GLOW is at its best when it focuses on giving voice and narratives to these women, but unfortunately it’s a little mixed in how well it does that. Debbie is drawn to the wrestling production when she realizes it’s like a soap opera, but in this case it’s one that she gets to have some degree of creative control over. That creative control is not extended to the other women in the show-within-a-show, however, resulting in the women of color being forced to represent racist stereotypes.
These stereotypical characters might be historically accurate, I guess (although I’m not personally familiar with the real-life GLOW the show is based on), but it’s disappointing that the only reason Debbie really gets to have control here is because she’s the only one of the wrestlers who has mainstream success and is therefore the star. The women of color might be getting roles, but they’re still reductive and even harmful. The show does make efforts to have its characters point this out and express their discomfort with it, but these concerns aren’t given enough space to feel more than obligatory. There is a nice sequence, however, where Cherry goes behind the director’s back to swap things so she and the other black wrestler are the heroes of their double fight instead of the villains.
While the show-within-the-show does get bogged down in caricatures and stereotypes, the show itself is a lot more empathetic and respectful of its characters. All of the women are given meaningful, if sometimes light, characterization and character moments over the course of the season, which is impressive given that there are 14 of them. I do wish that the show had leaned a little bit more into its ensemble, though–one episode gives a decent subplot to Sheila that really digs into who she is, but a lot of the other characters aren’t examined as closely. Just a little bit more could have gone a long way toward fleshing out some of the more tertiary characters.
Leaving the audience wanting more is hardly a terrible problem to have in this case, though, as my desire for more character moments is fueled by how good the moments we get are. The bulk of the show’s first season is spent focused on Ruth and Debbie, even more so on Ruth, following their personal struggles and conflict in the wake of Debbie learning that Ruth twice slept with her husband. The show does a really good job portraying the two’s fractured friendship, that weird space where they both care about each other a lot but now there’s this betrayal hanging between them that prevents Debbie from really letting Ruth in.
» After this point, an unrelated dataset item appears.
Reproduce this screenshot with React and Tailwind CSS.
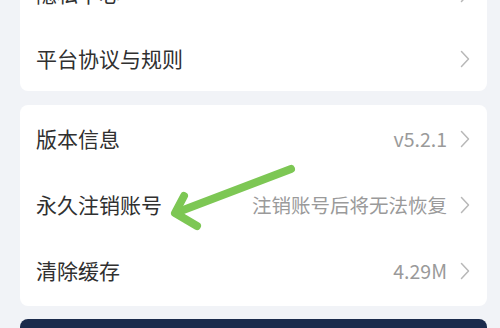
import React from "react";

const Chevron = () => (
  <svg width="10" height="18" viewBox="0 0 10 18" fill="none" className="shrink-0">
    <path d="M1.5 1.5 L8.5 9 L1.5 16.5" stroke="#b8b8b8" strokeWidth="1.5" strokeLinecap="round" strokeLinejoin="round" />
  </svg>
);

function Row({ label, value, h = "h-[66px]" }) {
  return (
    <div className={`flex items-center justify-between pl-4 pr-[17px] ${h}`}>
      <span className="text-[21px] text-[#303030]">{label}</span>
      <div className="flex items-center gap-[13px]">
        {value && <span className="text-[19.5px] text-[#9a9a9a]">{value}</span>}
        <Chevron />
      </div>
    </div>
  );
}

export default function App() {
  return (
    <div
      className="relative w-[500px] h-[328px] overflow-hidden bg-[#f1f3f7] pl-5 pr-[13px]"
      style={{ fontFamily: '"Noto Sans CJK SC", "Noto Sans", sans-serif' }}
    >
      <div className="-mt-[39px] bg-white rounded-b-lg">
        <Row label="隐私中心" h="h-[65px]" />
        <Row label="平台协议与规则" h="h-[65px]" />
      </div>

      <div className="mt-[14px] bg-white rounded-lg pt-px pb-[2px]">
        <Row label="版本信息" value="v5.2.1" />
        <Row label="永久注销账号" value="注销账号后将无法恢复" />
        <Row label="清除缓存" value="4.29M" />
      </div>

      <div className="mt-[13px] h-[40px] bg-[#1b2b4c] rounded-t-lg" />

      {/* green annotation arrow */}
      <svg className="absolute left-0 top-0 pointer-events-none" width="500" height="328" viewBox="0 0 500 328">
        <g stroke="#7dc754" strokeWidth="8" strokeLinecap="round" strokeLinejoin="round" fill="none">
          <path d="M291 169 L178 212" />
          <path d="M184 196 L175 213 L197 226" />
        </g>
      </svg>
    </div>
  );
}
Ruth and Debbie’s plotline is also important to one of the show’s less prominent themes, where it goes into what it is to be a heel (the villain in wrestling). There’s a connection built between Ruth, who is arguably the “villain” between her and Debbie, and Ruth’s character in the ring, a Russian foil to Debbie’s American hero. The show remarks upon how a good heel is needed to make the hero look better and be easier to root for, but how the audience also, in a strange way, loves the heel. The exploration of this fairly universal storytelling concept is interesting, but unfortunately the way it relates back to the characters in the show is a little weird.
The first part of this weirdness is the framing of Ruth and Debbie, where Ruth is more or less the show’s protagonist. We spend the most time with her, she gets the most in-depth and complex character work, she is who we’re ultimately rooting for. And so because of this, she’s isn’t the heel in the story. The second thing is that she’s really not a bad person, making the focus on her “villainy” feel hollow. With the exception of sleeping with Debbie’s husband, Ruth doesn’t really do anything morally questionable–in fact, she’s one of the most responsible and mature characters on the show.
This creates a disconnect where a large part of Ruth’s plotline is about accepting the importance of villainy within a narrative and how she feels like she is that villain in her personal life, but that villainy is not actually present in her character. We’re never even given a particularly compelling reason for why she slept with Debbie’s husband, making her one bad act seem more like a contrivance than a character flaw.
While that theme did leave me a little wanting, it’s a small nitpick in what is otherwise a very compelling plotline. And I do really appreciate Ruth as the protagonist–she’s driven and passionate, but that passion sometimes manifests itself as a sort of dorkiness that makes for a really entertaining and easy-to-root-for character. I can easily see a version of the show where Debbie is the protagonist and I think it would have been lesser for it.
So, yeah, that’s GLOW. Not what I anticipated, but I think it was better for subverting my expectations to tell an almost gentle in tone, but still meaningful and nuanced, story.